Filter the listing below, copying every line in which the word "index" appears.
>>>
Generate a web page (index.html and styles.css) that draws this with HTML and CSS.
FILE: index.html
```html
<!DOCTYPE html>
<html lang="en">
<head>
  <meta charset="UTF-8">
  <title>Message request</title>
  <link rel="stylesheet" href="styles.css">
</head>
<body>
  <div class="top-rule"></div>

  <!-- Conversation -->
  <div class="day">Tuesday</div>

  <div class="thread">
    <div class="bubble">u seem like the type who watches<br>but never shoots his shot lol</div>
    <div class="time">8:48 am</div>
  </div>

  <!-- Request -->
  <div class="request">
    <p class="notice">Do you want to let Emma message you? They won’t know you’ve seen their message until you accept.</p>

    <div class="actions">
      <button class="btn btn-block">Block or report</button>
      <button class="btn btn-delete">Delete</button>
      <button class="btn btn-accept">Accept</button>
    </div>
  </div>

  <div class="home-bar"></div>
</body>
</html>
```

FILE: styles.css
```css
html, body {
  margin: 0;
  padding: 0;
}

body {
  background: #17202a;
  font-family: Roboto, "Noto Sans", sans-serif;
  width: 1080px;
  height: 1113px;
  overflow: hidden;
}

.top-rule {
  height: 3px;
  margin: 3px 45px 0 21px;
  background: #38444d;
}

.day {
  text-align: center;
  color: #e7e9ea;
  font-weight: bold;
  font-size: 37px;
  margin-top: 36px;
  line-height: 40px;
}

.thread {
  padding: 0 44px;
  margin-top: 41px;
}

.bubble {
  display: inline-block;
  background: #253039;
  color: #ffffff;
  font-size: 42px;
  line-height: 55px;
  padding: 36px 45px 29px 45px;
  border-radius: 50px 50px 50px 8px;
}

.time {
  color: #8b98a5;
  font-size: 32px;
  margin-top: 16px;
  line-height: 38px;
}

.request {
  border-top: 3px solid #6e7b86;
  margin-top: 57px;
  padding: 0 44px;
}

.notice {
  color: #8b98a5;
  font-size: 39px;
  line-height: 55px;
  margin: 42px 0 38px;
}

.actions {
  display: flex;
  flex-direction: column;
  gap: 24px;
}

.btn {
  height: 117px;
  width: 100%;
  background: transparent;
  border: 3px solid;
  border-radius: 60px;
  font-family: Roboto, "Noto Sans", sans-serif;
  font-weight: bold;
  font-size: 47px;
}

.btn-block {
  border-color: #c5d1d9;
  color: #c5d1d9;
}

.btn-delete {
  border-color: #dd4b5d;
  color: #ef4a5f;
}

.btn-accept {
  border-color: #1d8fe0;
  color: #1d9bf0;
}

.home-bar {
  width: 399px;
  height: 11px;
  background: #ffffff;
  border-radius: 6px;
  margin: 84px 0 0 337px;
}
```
<<<
>>>
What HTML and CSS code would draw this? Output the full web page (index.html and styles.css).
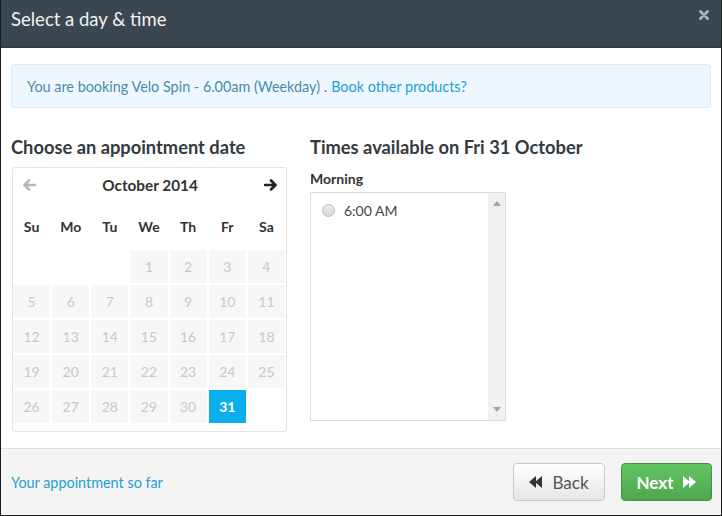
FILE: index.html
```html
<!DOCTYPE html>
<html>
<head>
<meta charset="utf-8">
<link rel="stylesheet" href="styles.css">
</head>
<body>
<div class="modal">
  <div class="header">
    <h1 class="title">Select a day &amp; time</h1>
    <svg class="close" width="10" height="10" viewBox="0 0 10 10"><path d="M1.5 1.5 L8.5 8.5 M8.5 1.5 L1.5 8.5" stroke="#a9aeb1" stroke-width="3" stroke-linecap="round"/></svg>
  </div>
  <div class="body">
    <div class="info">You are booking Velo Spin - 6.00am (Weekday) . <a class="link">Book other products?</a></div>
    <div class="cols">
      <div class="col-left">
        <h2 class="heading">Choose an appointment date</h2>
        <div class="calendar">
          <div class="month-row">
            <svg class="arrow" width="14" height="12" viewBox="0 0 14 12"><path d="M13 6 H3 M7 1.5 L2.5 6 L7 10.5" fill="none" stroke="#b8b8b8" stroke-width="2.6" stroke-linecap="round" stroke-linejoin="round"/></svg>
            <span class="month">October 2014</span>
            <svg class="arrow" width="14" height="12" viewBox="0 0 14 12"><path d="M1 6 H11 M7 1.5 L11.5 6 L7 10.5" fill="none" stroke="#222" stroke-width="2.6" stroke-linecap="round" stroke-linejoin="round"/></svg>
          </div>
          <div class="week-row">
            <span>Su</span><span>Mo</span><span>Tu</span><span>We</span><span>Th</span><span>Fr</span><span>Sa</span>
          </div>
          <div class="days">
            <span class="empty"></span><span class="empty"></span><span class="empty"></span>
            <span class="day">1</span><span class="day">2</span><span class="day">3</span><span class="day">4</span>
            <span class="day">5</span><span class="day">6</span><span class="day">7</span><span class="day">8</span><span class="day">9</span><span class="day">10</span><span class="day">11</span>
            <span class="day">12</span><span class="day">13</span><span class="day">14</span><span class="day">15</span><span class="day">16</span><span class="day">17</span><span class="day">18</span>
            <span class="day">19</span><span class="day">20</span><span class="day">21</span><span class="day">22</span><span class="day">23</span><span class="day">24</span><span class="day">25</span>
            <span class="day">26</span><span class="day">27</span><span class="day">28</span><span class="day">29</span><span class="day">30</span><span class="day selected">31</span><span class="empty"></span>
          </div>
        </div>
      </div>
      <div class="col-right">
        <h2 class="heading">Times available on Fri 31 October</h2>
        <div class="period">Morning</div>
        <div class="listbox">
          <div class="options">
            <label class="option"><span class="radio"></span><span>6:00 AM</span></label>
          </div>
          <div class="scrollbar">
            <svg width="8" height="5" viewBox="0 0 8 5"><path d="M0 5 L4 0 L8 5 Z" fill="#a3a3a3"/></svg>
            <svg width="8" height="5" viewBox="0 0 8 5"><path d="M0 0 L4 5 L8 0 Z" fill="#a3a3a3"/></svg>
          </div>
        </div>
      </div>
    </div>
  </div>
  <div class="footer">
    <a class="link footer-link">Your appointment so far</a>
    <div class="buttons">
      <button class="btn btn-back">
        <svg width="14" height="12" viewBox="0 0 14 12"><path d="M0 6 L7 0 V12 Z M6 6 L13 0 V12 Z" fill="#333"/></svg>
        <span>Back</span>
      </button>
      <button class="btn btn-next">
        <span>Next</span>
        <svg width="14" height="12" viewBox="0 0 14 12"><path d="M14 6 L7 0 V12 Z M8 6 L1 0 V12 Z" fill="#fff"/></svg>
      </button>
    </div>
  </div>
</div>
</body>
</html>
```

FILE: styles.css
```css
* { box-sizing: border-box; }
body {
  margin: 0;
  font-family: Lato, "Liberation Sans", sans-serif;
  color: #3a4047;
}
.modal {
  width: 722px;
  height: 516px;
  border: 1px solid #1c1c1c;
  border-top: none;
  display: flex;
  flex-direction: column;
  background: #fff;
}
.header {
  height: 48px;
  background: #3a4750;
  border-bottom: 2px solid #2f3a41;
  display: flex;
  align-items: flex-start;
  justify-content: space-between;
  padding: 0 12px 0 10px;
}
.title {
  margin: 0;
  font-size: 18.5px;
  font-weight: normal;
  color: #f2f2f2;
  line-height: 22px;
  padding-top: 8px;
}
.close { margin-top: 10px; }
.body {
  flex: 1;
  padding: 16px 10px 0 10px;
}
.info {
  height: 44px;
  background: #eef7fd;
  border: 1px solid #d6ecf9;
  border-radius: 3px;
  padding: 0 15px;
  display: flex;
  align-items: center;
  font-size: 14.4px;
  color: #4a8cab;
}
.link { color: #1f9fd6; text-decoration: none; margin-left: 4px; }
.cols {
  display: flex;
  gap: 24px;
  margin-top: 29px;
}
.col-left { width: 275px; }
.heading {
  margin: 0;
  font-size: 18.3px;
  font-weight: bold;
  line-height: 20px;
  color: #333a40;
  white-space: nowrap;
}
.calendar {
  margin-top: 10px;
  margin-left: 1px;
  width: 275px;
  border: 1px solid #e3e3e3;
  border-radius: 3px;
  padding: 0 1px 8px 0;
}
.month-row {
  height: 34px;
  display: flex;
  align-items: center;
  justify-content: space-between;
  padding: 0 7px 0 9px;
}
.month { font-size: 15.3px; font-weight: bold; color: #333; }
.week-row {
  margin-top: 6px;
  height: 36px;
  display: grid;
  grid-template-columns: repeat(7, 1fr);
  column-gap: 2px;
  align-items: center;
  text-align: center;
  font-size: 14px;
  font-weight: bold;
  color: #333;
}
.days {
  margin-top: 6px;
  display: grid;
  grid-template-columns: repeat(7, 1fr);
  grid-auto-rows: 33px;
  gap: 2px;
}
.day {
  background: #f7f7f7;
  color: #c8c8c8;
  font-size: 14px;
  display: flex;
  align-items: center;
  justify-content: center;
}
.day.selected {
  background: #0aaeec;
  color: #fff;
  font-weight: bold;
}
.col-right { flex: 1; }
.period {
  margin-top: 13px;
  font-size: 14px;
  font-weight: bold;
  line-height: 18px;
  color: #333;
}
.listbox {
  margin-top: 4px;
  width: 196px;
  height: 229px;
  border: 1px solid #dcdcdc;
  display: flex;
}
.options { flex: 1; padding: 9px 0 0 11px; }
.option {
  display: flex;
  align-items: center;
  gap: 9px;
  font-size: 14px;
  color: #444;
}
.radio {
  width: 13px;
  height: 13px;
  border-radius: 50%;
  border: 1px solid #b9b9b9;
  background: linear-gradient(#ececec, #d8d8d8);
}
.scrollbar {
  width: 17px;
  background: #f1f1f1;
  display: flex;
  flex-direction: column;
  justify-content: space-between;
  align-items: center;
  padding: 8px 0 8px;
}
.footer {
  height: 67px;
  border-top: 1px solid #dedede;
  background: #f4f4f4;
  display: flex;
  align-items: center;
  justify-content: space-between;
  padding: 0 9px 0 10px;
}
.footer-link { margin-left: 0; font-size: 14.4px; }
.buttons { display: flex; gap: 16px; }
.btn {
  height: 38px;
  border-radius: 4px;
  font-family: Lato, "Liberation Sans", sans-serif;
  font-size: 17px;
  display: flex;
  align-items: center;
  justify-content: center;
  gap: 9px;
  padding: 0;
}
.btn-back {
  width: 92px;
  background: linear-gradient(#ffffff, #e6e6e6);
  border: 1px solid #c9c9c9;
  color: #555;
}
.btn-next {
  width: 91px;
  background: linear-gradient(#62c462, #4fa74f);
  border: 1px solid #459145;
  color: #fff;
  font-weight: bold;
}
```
<<<
Full output:
Generate a web page (index.html and styles.css) that draws this with HTML and CSS.
FILE: index.html
What HTML and CSS code would draw this? Output the full web page (index.html and styles.css).
FILE: index.html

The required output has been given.